“A lot of people gave very selflessly to build this warship so we can go out and battle the Vikings, but the time has come to admit that hard work and hope are no substitute for actual knowledge and that we've made a really shitty ship. If we sail this ship against the Vikings, we'll be massacred immediately.”
- Ogalf
Sunk-cost fallacy
There are unreplenishable things- time, energy, (often) money, etc. That is, once invested, it's impossible to recover them. These are called sunk costs. That's the easy part; the harder part is getting past the blind spot in our everyday rationality which conveniently ignores the easy part. Like the ship against the Vikings; no matter how selfless the intentions were, the ship must be judged based on robustness, hydraulics, and all things ships solely.
Other everyday examples include continuing to read a bad book just because you've already started reading it, going for a movie (even when you are short of time or interest) just because the tickets have been purchased, etc. And then there are non-everyday examples like the Vietnam war- as casualties mounted in Vietnam in the 1960s, it became more and more difficult to withdraw, because war supporters insisted that withdrawal would cheapen the lives of those who had already sacrificed theirs. Many Americans thought that they ‘owed’ it to the dead and wounded to ‘stay the course’, and that they could not let them ‘die in vain’. What staying the course produced was perhaps 250000 more dead and wounded.

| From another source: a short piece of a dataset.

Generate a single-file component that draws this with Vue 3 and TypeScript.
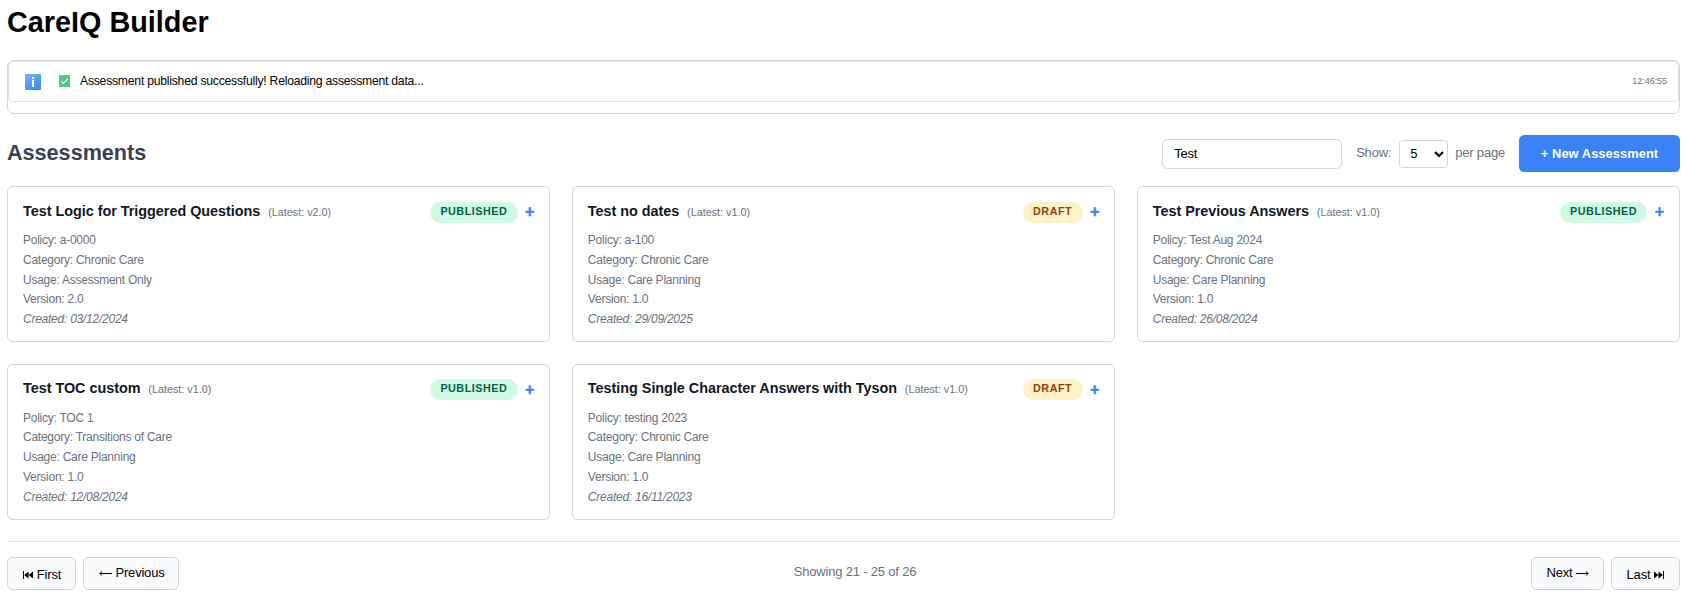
<script setup lang="ts">
import { ref } from 'vue'

interface Assessment {
  title: string
  latest: string
  status: 'published' | 'draft'
  policy: string
  category: string
  usage: string
  version: string
  created: string
}

const search = ref('Test')
const pageSize = ref(5)

const assessments: Assessment[] = [
  { title: 'Test Logic for Triggered Questions', latest: 'v2.0', status: 'published', policy: 'a-0000', category: 'Chronic Care', usage: 'Assessment Only', version: '2.0', created: '03/12/2024' },
  { title: 'Test no dates', latest: 'v1.0', status: 'draft', policy: 'a-100', category: 'Chronic Care', usage: 'Care Planning', version: '1.0', created: '29/09/2025' },
  { title: 'Test Previous Answers', latest: 'v1.0', status: 'published', policy: 'Test Aug 2024', category: 'Chronic Care', usage: 'Care Planning', version: '1.0', created: '26/08/2024' },
  { title: 'Test TOC custom', latest: 'v1.0', status: 'published', policy: 'TOC 1', category: 'Transitions of Care', usage: 'Care Planning', version: '1.0', created: '12/08/2024' },
  { title: 'Testing Single Character Answers with Tyson', latest: 'v1.0', status: 'draft', policy: 'testing 2023', category: 'Chronic Care', usage: 'Care Planning', version: '1.0', created: '16/11/2023' },
]
</script>

<template>
  <main class="page">
    <h1>CareIQ Builder</h1>

    <section class="messages">
      <div class="message">
        <svg class="info" viewBox="0 0 16 16">
          <defs>
            <linearGradient id="info-fill" x1="0" y1="0" x2="0.6" y2="1">
              <stop offset="0" stop-color="#6cb4fb" />
              <stop offset="1" stop-color="#3f8ff0" />
            </linearGradient>
          </defs>
          <rect width="16" height="16" rx="1" fill="url(#info-fill)" />
          <rect x="7" y="3" width="2" height="2" fill="#fff" />
          <rect x="7" y="6" width="2" height="7" fill="#fff" />
        </svg>
        <svg class="check" viewBox="0 0 11 12">
          <rect width="11" height="12" rx="0.6" fill="#4ccb84" />
          <path d="M2.2 6.2 4.4 8.4 8.9 3.8" fill="none" stroke="#fff" stroke-width="1.3" />
        </svg>
        <span class="message-text">Assessment published successfully! Reloading assessment data...</span>
        <time>12:46:55</time>
      </div>
    </section>

    <header class="toolbar">
      <h2>Assessments</h2>
      <input v-model="search" class="search" type="text" />
      <label class="page-size">
        <span>Show:</span>
        <select v-model="pageSize">
          <option :value="5">5</option>
          <option :value="10">10</option>
          <option :value="20">20</option>
        </select>
        <span>per page</span>
      </label>
      <button class="new">+ New Assessment</button>
    </header>

    <section class="grid">
      <article v-for="a in assessments" :key="a.title" class="card">
        <div class="card-head">
          <h3>{{ a.title }}</h3>
          <span class="latest">(Latest: {{ a.latest }})</span>
          <span class="badge" :class="a.status">{{ a.status }}</span>
          <button class="add" aria-label="Add version">+</button>
        </div>
        <p>Policy: {{ a.policy }}</p>
        <p>Category: {{ a.category }}</p>
        <p>Usage: {{ a.usage }}</p>
        <p>Version: {{ a.version }}</p>
        <p class="created">Created: {{ a.created }}</p>
      </article>
    </section>

    <footer class="pager">
      <div class="pager-group">
        <button class="first">
          <svg class="skip" viewBox="0 0 10 8"><path d="M0 0h1v8H0zM5.5 0.5v7L1.2 4zM10 0.5v7L5.6 4z" /></svg>
          <span>First</span>
        </button>
        <button class="previous">
          <svg class="arrow" viewBox="0 0 13 7"><path d="M.8 3.5H13M3.2 1.5 .8 3.5 3.2 5.5" /></svg>
          <span>Previous</span>
        </button>
      </div>
      <span class="range">Showing 21 - 25 of 26</span>
      <div class="pager-group">
        <button class="next">
          <span>Next</span>
          <svg class="arrow" viewBox="0 0 13 7"><path d="M12.2 3.5H0M9.8 1.5 12.2 3.5 9.8 5.5" /></svg>
        </button>
        <button class="last">
          <span>Last</span>
          <svg class="skip" viewBox="0 0 10 8"><path d="M9 0h1v8H9zM4.5 0.5v7L8.8 4zM0 0.5v7L4.4 4z" /></svg>
        </button>
      </div>
    </footer>
  </main>
</template>

<style>
body {
  background: #fff;
}
</style>

<style scoped>
.page,
.page * {
  box-sizing: border-box;
  font-family: Arial, 'Liberation Sans', sans-serif;
}
.page {
  padding: 5px 7px 0;
}
h1,
h2,
h3,
p {
  margin: 0;
}
h1 {
  font-size: 28.8px;
  line-height: 34px;
}
.messages {
  height: 54px;
  margin-top: 21px;
  border: 1px solid #d1d5db;
  border-radius: 7px;
}
.message {
  display: flex;
  align-items: center;
  height: 41px;
  padding: 0 11px 0 16px;
  border: 1px solid #e0e1e4;
  border-radius: 5px;
}
.info {
  width: 16px;
  height: 16px;
}
.check {
  width: 11px;
  height: 12px;
  margin: 0 0 1px 18px;
}
.message-text {
  flex: 1;
  margin: 0 0 2px 10px;
  font-size: 12.2px;
  line-height: 16px;
  letter-spacing: -0.235px;
}
time {
  margin-bottom: 2px;
  font-size: 9px;
  letter-spacing: -0.05px;
  color: #6b7280;
}
.toolbar {
  display: flex;
  align-items: center;
  height: 37px;
  margin-top: 21px;
}
h2 {
  flex: 1;
  margin-bottom: 2px;
  font-size: 21.6px;
  line-height: 26px;
  color: #374151;
}
.search {
  width: 180px;
  height: 30px;
  padding: 0 11px;
  border: 1px solid #d1d5db;
  border-radius: 5.4px;
  font-size: 13px;
  letter-spacing: -0.2px;
  color: #000;
}
.page-size {
  display: flex;
  align-items: center;
  gap: 7px;
  margin: 0 14px;
  font-size: 13px;
  letter-spacing: -0.2px;
  color: #6b7280;
}
.page-size span {
  margin-bottom: 2px;
}
.page-size span:first-child {
  margin-right: 1px;
}
select {
  width: 49px;
  height: 28px;
  padding: 0 3px 0 6px;
  border: 1px solid #d1d5db;
  border-radius: 3.6px;
  background: #fff;
  font-size: 13px;
  color: #000;
}
.new {
  width: 161px;
  height: 37px;
  padding: 0;
  border: 0;
  border-radius: 5.4px;
  background: #3b82f6;
  color: #fff;
  font-size: 12.9px;
  font-weight: 700;
  letter-spacing: 0.04px;
}
.grid {
  display: grid;
  grid-template-columns: repeat(3, 1fr);
  gap: 21.6px;
  margin-top: 14.1px;
}
.card {
  height: 156px;
  padding: 15px;
  border: 1px solid #d1d5db;
  border-radius: 5.4px;
}
.card-head {
  display: flex;
  align-items: center;
  height: 21px;
  margin: -0.4px 0 8.4px;
}
h3 {
  margin-bottom: 3.4px;
  font-size: 14.4px;
  line-height: 18px;
  letter-spacing: -0.02px;
  color: #111827;
}
.latest {
  flex: 1;
  margin: 0 0 1.4px 7.8px;
  font-size: 10.8px;
  color: #6b7280;
}
.badge {
  height: 21px;
  padding: 0 10.5px;
  border-radius: 11px;
  font-size: 10.8px;
  line-height: 19px;
  font-weight: 700;
  letter-spacing: 0.5px;
  text-transform: uppercase;
}
.badge.published {
  background: #d1fae5;
  color: #065f46;
}
.badge.draft {
  background: #fef3c7;
  color: #92400e;
}
.add {
  width: 10px;
  margin: 0 -0.5px 2.4px 7px;
  padding: 0;
  border: 0;
  background: none;
  color: #3b82f6;
  font-size: 16.2px;
  line-height: 20px;
  font-weight: 700;
  -webkit-text-stroke: 0.4px #3b82f6;
}
.card p {
  font-size: 12px;
  line-height: 19.7px;
  letter-spacing: -0.245px;
  color: #6b7280;
}
.card .created {
  font-style: italic;
}
.pager {
  display: flex;
  justify-content: space-between;
  margin-top: 21px;
  padding-top: 15px;
  border-top: 1px solid #e5e7eb;
}
.pager-group {
  display: flex;
  gap: 7px;
}
.pager button {
  display: flex;
  align-items: center;
  justify-content: center;
  gap: 4px;
  height: 33px;
  padding: 0 0 2px;
  border: 1px solid #d1d5db;
  border-radius: 5.4px;
  background: #f9fafb;
  color: #000;
  font-size: 13px;
  letter-spacing: -0.2px;
}
.pager .first {
  width: 69px;
  padding: 2px 0 0 1px;
}
.pager .previous {
  width: 96px;
  padding-left: 1px;
}
.pager .next {
  width: 73px;
  padding-left: 1px;
}
.pager .last {
  width: 69px;
  padding: 2px 0 0;
}
.skip {
  width: 10px;
  height: 8px;
  margin-top: 1px;
}
.arrow {
  width: 13px;
  height: 7px;
  margin-top: 2px;
  fill: none;
  stroke: #000;
  stroke-width: 1;
}
.range {
  font-size: 13px;
  line-height: 30px;
  letter-spacing: -0.18px;
  color: #6b7280;
}
</style>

Sunk cost fallacy especially permeates the minds of entrepreneurs. The heuristic ‘don't fall in love with your own idea’ is exactly to warn about this. Entrepreneurs put in a lot of hard work, resources, etc.- but notwithstanding how applaudable this is, it may not be sufficient enough reason for success. Just because they stuck to their ideas doesn't mean that the ideas owe them something.
Loss aversion and opportunity cost
Our decisions are tainted by the emotional investments we accumulate, and the more we invest in something the harder it becomes to abandon it. We literally fear loss much more than we welcome gains. It could be that at some point in our species’ history, the motivation to see something through to completion had a greater probability of ensuring survival. Given that at least some of our ancestors hunted by chasing their prey for extremely long amounts of time, and that agrarian societies require patience over long time frames, it’s not too hard to see why this could be.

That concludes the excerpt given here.